AI-Driven Fast and Early Detection of IoT Botnet Threats: A Comprehensive Network Traffic Analysis Approach
Abdelaziz Amara korba, Aleddine Diaf, Yacine Ghamri-Doudane
TL;DR
The paper addresses the problem of early IoT botnet detection, focusing on stealth command-and-control communications that precede attacks. It proposes a comprehensive methodology combining packet-based and flow-based network traffic representations with five semi-supervised anomaly detectors to model normal traffic using minimal malicious data. On the IoT-23 dataset, packet-based detection achieves 100% recall with a low false-positive rate and sub-second delays, while flow-based detection reaches about 94% recall with similar low FPR, aided by a feature set dominated by Time-Based and Protocol-Based attributes and a 35% feature reduction. The work demonstrates the feasibility of proactive botnet prevention through rapid detection of reconnaissance and C2 traffic, offering practical implications for reducing botnet propagation and impact in IoT ecosystems.
Abstract
In the rapidly evolving landscape of cyber threats targeting the Internet of Things (IoT) ecosystem, and in light of the surge in botnet-driven Distributed Denial of Service (DDoS) and brute force attacks, this study focuses on the early detection of IoT bots.
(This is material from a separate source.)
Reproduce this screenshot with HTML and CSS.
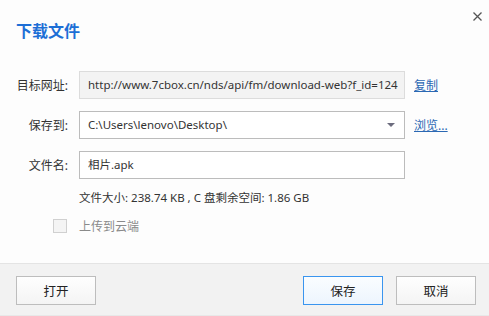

It specifically addresses the detection of stealth bot communication that precedes and orchestrates attacks. This study proposes a comprehensive methodology for analyzing IoT network traffic, including considerations for both unidirectional and bidirectional flow, as well as packet formats. It explores a wide spectrum of network features critical for representing network traffic and characterizing benign IoT traffic patterns effectively. Moreover, it delves into the modeling of traffic using various semi-supervised learning techniques. Through extensive experimentation with the IoT-23 dataset - a comprehensive collection featuring diverse botnet types and traffic scenarios - we have demonstrated the feasibility of detecting botnet traffic corresponding to different operations and types of bots, specifically focusing on stealth command and control (C2) communications. The results obtained have demonstrated the feasibility of identifying C2 communication with a 100% success rate through packet-based methods and 94% via flow based approaches, with a false positive rate of 1.53%.